Goal of the exercise
Work out how many lines of the material below mention the word "screenshot"; reply with the number only.

Supplied information
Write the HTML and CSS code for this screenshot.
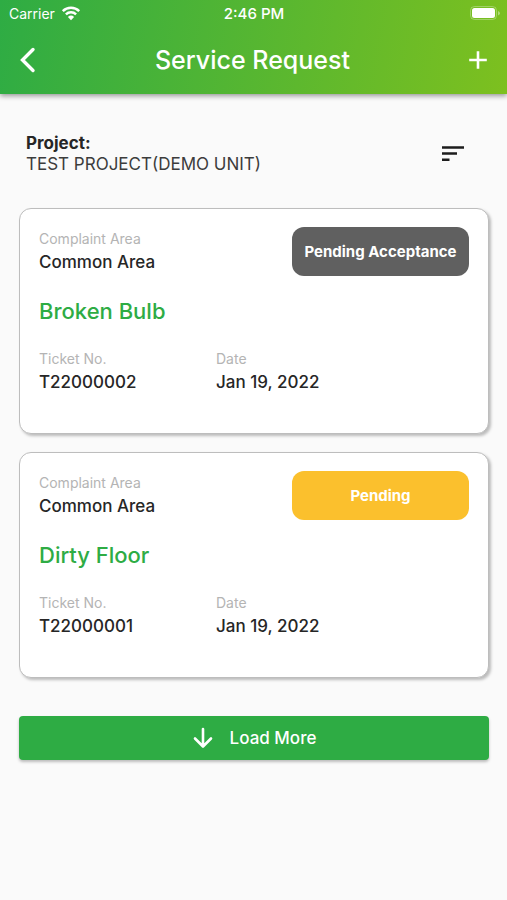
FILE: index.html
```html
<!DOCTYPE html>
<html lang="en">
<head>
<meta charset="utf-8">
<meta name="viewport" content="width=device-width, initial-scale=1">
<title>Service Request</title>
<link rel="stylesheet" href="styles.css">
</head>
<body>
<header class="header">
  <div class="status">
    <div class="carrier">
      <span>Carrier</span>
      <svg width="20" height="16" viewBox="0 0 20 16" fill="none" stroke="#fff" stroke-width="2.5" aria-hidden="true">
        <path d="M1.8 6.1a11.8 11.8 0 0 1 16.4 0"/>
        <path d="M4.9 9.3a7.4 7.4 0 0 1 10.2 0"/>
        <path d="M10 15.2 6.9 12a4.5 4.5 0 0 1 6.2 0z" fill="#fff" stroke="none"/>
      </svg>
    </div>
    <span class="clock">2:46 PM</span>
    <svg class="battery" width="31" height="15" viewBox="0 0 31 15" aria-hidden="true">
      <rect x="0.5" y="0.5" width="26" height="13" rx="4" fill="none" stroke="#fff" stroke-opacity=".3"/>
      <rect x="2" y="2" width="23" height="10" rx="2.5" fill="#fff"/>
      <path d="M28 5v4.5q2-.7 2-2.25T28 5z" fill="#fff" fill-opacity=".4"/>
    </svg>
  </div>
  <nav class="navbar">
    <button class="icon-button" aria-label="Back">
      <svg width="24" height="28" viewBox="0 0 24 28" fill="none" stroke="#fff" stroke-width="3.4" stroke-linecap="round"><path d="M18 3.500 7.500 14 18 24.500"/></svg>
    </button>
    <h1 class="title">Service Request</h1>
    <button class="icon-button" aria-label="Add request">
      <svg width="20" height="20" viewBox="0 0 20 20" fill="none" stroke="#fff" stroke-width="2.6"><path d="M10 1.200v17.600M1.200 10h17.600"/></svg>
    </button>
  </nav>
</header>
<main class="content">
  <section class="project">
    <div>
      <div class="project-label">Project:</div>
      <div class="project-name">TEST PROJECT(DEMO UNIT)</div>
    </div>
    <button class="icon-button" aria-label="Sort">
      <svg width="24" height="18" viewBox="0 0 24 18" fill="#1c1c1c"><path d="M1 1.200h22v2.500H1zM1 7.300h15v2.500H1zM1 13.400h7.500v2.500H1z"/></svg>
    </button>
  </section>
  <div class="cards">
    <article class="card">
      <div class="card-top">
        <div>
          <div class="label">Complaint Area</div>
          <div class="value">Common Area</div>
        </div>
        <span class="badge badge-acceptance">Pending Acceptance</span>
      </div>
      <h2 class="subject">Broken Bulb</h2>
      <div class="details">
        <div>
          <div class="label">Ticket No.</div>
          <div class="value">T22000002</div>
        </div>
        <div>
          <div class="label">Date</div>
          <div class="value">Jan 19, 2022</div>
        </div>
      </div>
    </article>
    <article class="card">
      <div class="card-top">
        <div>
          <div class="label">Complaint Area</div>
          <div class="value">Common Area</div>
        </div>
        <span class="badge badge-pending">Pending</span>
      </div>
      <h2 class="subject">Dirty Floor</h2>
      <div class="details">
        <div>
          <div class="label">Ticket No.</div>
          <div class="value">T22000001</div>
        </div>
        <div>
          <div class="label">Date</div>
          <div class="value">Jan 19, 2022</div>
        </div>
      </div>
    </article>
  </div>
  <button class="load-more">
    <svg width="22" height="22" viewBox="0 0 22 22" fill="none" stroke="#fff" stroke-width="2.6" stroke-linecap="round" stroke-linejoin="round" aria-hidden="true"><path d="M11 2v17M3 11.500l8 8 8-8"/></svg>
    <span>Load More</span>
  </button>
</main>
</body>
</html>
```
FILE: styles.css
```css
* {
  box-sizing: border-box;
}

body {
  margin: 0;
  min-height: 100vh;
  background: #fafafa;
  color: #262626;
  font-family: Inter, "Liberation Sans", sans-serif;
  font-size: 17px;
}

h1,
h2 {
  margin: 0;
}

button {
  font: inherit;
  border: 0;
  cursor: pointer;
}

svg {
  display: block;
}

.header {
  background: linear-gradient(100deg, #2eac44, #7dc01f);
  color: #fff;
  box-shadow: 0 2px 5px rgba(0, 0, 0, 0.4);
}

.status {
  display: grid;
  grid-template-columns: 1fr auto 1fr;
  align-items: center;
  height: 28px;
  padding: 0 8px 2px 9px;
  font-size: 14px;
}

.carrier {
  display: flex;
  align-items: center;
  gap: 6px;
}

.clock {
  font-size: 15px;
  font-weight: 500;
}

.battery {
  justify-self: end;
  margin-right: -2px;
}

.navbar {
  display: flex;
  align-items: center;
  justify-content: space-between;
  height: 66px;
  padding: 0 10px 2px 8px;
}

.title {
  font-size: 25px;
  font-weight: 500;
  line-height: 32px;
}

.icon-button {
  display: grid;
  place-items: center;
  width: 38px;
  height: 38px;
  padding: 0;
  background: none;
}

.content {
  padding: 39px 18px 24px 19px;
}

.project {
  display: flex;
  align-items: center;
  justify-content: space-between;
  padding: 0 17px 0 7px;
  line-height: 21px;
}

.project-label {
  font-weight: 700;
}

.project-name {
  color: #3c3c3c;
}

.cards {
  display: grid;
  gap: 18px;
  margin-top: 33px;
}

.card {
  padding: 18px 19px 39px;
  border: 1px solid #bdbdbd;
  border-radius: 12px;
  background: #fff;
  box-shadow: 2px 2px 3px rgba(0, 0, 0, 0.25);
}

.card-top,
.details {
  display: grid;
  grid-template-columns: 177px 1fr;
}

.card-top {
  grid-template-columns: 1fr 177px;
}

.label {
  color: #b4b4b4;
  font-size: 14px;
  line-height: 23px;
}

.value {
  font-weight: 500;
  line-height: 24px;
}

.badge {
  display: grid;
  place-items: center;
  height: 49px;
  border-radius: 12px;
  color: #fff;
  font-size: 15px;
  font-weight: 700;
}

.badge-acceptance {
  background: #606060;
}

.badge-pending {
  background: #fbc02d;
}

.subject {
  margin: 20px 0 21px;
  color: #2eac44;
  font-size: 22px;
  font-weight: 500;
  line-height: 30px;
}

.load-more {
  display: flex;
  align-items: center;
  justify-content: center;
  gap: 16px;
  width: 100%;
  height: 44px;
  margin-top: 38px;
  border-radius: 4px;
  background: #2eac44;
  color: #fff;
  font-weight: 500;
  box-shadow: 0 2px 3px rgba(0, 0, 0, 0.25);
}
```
* * *
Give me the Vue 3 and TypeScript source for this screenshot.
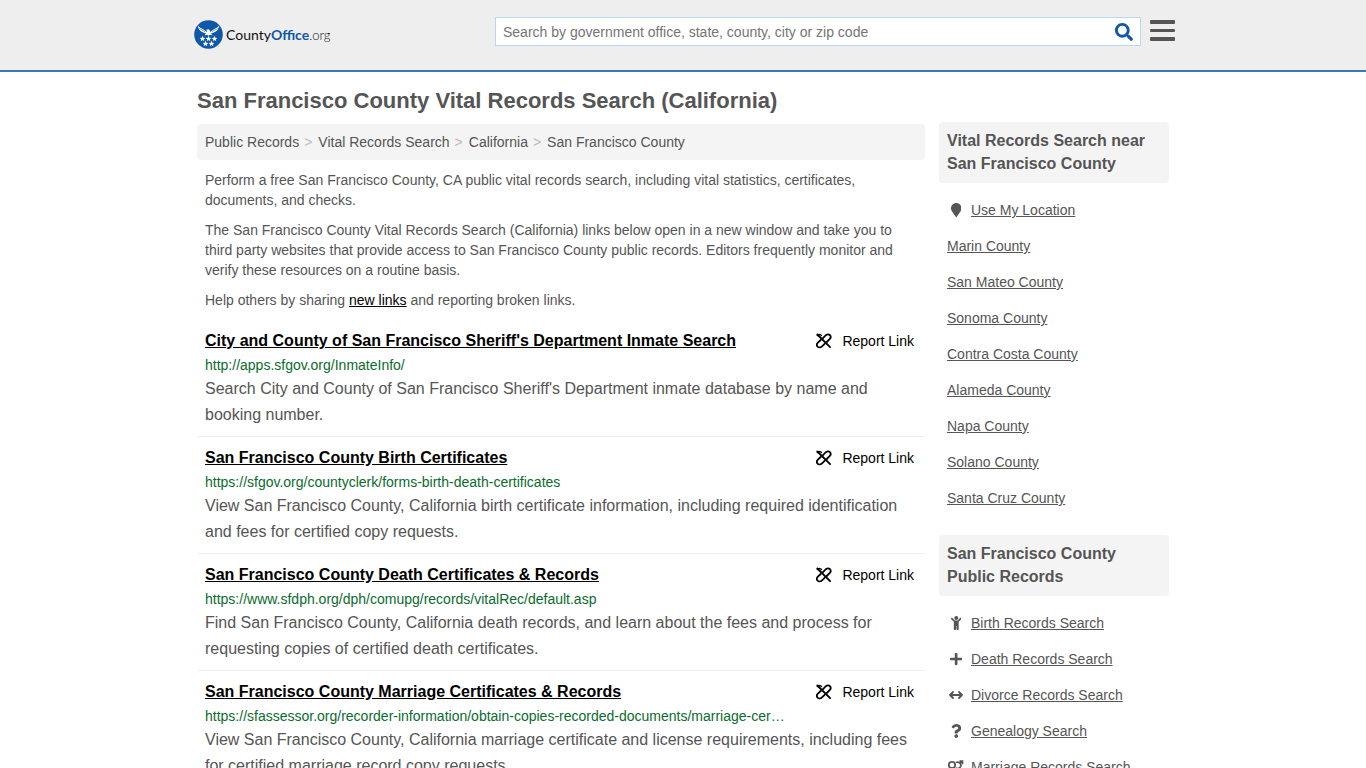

Finished task
2